About the review:
This review was written by me some time ago, i.e. before I was a member on MyAnimeList. Therefore, I have no score on Enjoyment and you wont find any section called Enjoyment in this review. I think you will do fine without it, though. ^^
Since the Rurouni Kenshin movie is produced in the middle of the production of the Rurouni Kenshin series (henceforth referred to as "the series"). I usually watch related series/movies in chronological order, so I wasn't sure when to watch it, but I decided it would probably be best watch it after I had completed the series.
This movie is not what I would consider an actual sequel to the series, despite taking place two years after the end of the storyline of the series. The movie is not depending on the series, so it is fully possible to watch it without having watched the series in it's entirety.
The first minutes of the movie shows a fighting scene from the Bakumatsu where Kenshin fights and eventually kills Takatsuki Gentatsu.
Following the intro and titles, Kenshin meets Takimi Shigure, friend of the late Gentatsu. Since the day of Gentatsu's death, Takimi has taken care of his sister, now 18 years.
As the synopsis states: "Takimi blames himself foolishly for his friend’s death, and vows to take revenge upon this corrupt Meiji government who wasted Gentatsu's sacrifice".
So, as the majority of the enemies in the series, Takimi plans to overthrow the government and Kenshin tries to stop him.
Is this story like the multitude of poor arcs in the series? No. Actually, I'd consider it as one of the better ones, if it was a part of the series. Once again, you will experience some good moments with an enemy doing what he believes is right, not realizing the consequences of his actions.
Like the series, this movie is made by Gallop, sharing the same style of animation, though with some minor differences. Focus is put on aesthetics instead of realism. The Rurouni Kenshin movie is animated like many action movies are filmed, with interesting cuts, angles and perspectives. It's as if the creators tries to make the fights awesome, in that way that any 12 year old boy would think "Woow! I want to be a samurai!!" when watching.
I don't think that it's very bad, but I'm not sure sacrificing realism is necessary — just look at Rurouni Kenshin: Tsuiokuhen.
As for the differences between the movie and the series in terms of animation, I notice a somewhat different character design and generally stronger colours. As an examle, the blood in the first scene is almost self-luminous. The strong colours further increase the aesthetics and decrease the realism.
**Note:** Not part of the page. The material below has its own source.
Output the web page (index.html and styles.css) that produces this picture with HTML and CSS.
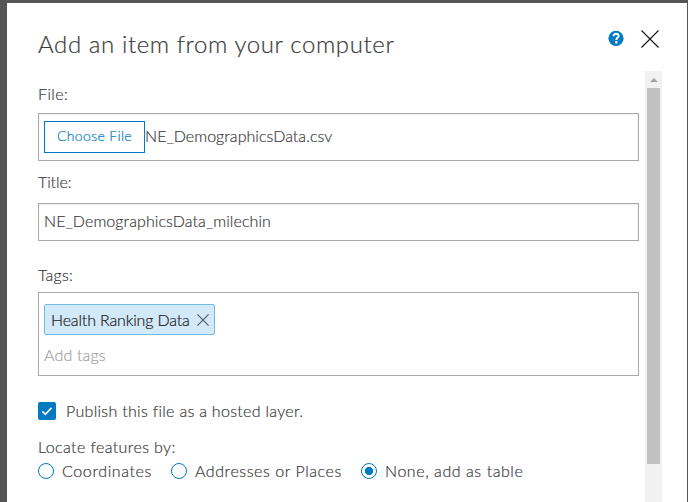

Some might like it this way. I don't dislike it, but I don't really like it either.
The sound effects are the same as in the main series, with the weird cutting-flesh sounds and the sound for clashing blades resembling that of a tuning-fork. The sound effects gives a very synthetic impression. In what way is it supposed to represent the real world? I don't like it at all.
What saves the sound section from disaster is the music. The music lifts the series, and helps creating emotional moments. The opening song isn't really that wonderful, but the rest of the soundtrack is very nice. At the emotional peak of the series I almost, almost, shed a few tears. Almost.
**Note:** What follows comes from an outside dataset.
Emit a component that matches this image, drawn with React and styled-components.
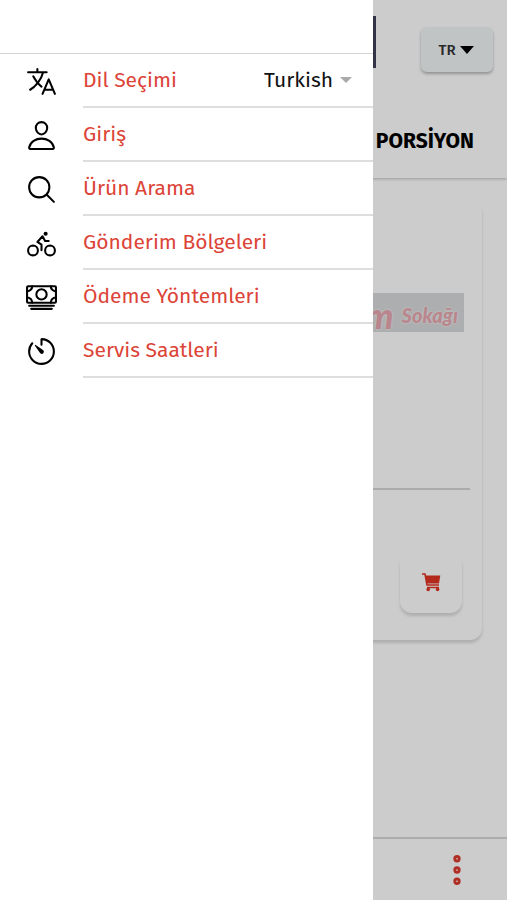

As I stated in the story section, I get a feeling of understanding for Takimi Shigure. That is the case with quite a few of the characters. I don't want to repeat myself, but the depiction of people that aren't really bad, only making wrong choices, is very convincing.
I can't find anything in particular to complain about. Takimi Shigure develops in the movie and that's good, but he may be the only one. In any case, this is a movie, hence not giving that much place for character delevopment. All in all, I'm satisfied.
I get the impression that The Rurouni Kenshin movie, not being a sequel, is not really made for the fans of the series. The opening and first scenes hints that the movie is made more like a short version of the story made to attract Kenshin fans that haven't watched the series — or completely new fans for that matter.
Like the series, the movie seem to sacrifice much of the realism (in both story, animation and sound), trying to give a more aesthetic and cool impression.
The final line is that the movieis much like the series — the good parts, that is. If you like the Rurouni Kenshin series, you will enjoy the Rurouni Kenshin movie (also, there's a good chance you will even if you haven't watched the series).